Particularly the older schools, some of which were built decades ago, have been found to have lead-based paint, termites and asbestos problems that may have been pre-existing, but are now worsened or exposed because of the flood damage and reconstruction, school officials say.

“Obviously, we are having to address environmental issues because everything has mold on it,” says Casper. “But all of the schools that we open for this school year are going to be certified that there are no environmental issues before we open them.”

In their caution, city and state officials have not set dates for all schools to reopen simultaneously. Eight opened on August 8, giving 4,000 students a new summer agenda. Forty-eight others are scheduled to open by mid-September with most in the Recovery District scheduled to open Sept. 7.

School construction and environmental safety are far from the only problems.

“One of the biggest concerns we have right now is we don’t know how many children are coming and we are not sure whether or not we have enough teachers to meet the need if more children come than has been anticipated,” says Louella Givins, who represents New Orleans on the 11-member Louisiana Board of Elementary and Secondary Education (LBESE).

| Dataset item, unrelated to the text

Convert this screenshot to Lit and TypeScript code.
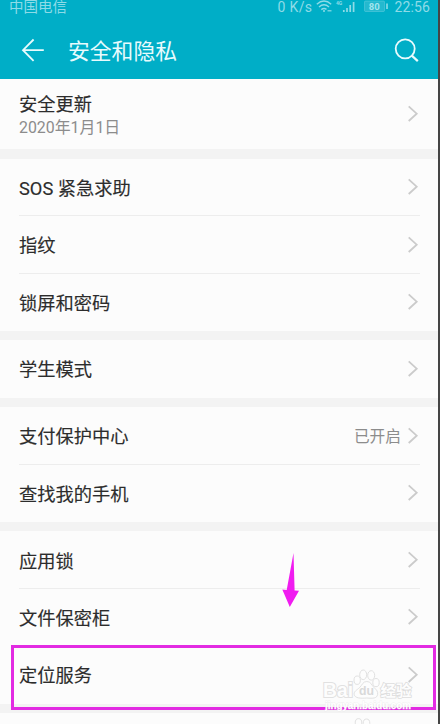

Givins – who is featured in the new Spike Lee documentary, After the Levees Broke – also expressed concern for the mental and emotional health of returning students, many of whom experienced the greatest trauma of their lives, having been displaced.

After the winds subsided and the rains ceased 24 hours after Hurricane Katrina hit New Orleans on August 29, 2005, all seemed calm. Though thousands had evacuated, many residents stayed in their homes and braved the storm, thinking that damage was not as bad as had been predicted.

Then news slowly circulated about broken and damaged levies built to restrain the Pontchartrain Lake. Water on the ground mysteriously began to rise. More than 60,000 adults, children and babies, including mostly poor residents from the 9th Ward, frantically took refuge at the Superdome, on bridges, rooftops or wherever there was dry ground. They were seen on television around the world begging for emergency aid three days before it came. There was no running water, electricity, or air conditioning as fights and some of those who had been robbed of normal living conditions were robbed a second time by thugs seeking to exploit the situation.

Before it was over, 80 percent of the city was flooded, more than 1,339 had died in Louisiana, 786,372 citizens were displaced, 18,752 businesses lost.

A year later as the most often used words for the recovery are “slow” and “frustrating”, mental health offices are now flooding, this time with people. The emotional and psychological stress of the tragedy affected adults and children alike.

“We’re talking about people who have no homes and who have no jobs. These are children who were rescued from roof tops by helicopters. Yes, they are having some mental issues,” Casper says.

“We have school counselors in every one of the schools that we open. We are also staffing with social workers in all of our schools. We also have contracts with a group called the Louisiana Spirit that provides mental health evaluation for students as well as faculty and staff.”

Freda Jones says her daughter and son, in the fourth and sixth grades, are adjusting well, partly because have been journaling their Katrina experiences.

“They’ve adjusted, but this is not the community that they had. Just like my son said in his letter that he’s got this big beautiful brand new house, but he doesn’t have any neighbors,” she said. “He said it’s ‘creepy’ because we don’t have any neighbors.”

Some parents are choosing to send children to private and charter schools to avoid the potential crowds of the Recovery School District.

Chanda Augustine’s biggest concern is transportation – she has chosen to keep her 7-year-old son in a private Catholic school that he entered before the public schools began reconstruction. She has to drive him 15 miles to the school bus stop every day. He is a former student at the Silver Forest Public School, which is one of the schools not immediately reopening.

“For the babies, it’s important that they get a good start, that the environment is conducive to them learning and that the environment is a welcoming and nurturing environment,” she says. “For the older children, their lives have been so badly disrupted.”

Givens says she believes that most teenagers are suffering from some level of disassociation from past friends and loved ones from whom they may have been separated in the flood either by death or relocation.

“First they were torn away from some friends and family. Then, they were put in new environments with new children. And teenagers are cliquish. They were outsiders and they were not always accepted,” she says.

“Then they were brought back to New Orleans with their families, but not necessarily to their homes, not necessarily to their schools and not necessarily to their friends and the city is still a mess.”

Normally, high school students have sports and other extracurricular activities to offset social stress and the pressures of education. But even that may be vastly absent as the school year begins.

“There will be no middle school and secondary athletic programs, period,” Givens says. “In most of the schools, there will be no football, basketball.”

Casper confirmed that while all schools will have physical education classes, athletics will start from scratch because of new enrollments.

“Many of the schools are opening with completely different student populations,” Casper explains.

“They will have to reapply with the Louisiana High School Athletic Association. As soon as those applications have been processed, the schools will be able to have athletic programs. We are starting from scratch and must focus our priority on academics first.”

Givens says athletics should have been prioritized.

“Those are the kinds of things you look forward to in high school. I don’t understand why the children continue to suffer. And I don’t understand why the children continue to pay the price,” says Givens.

She is backed by community sentiment.

“Many of the responses have been, ‘We’ll have these programs next year,’” says Vincent Sylvain, a New Orleans activist.

“And I’m saying that next year may be too late because the drug dealers on the corner may capture these youths. And we need these programs in the schools to try to prevent those things from happening.”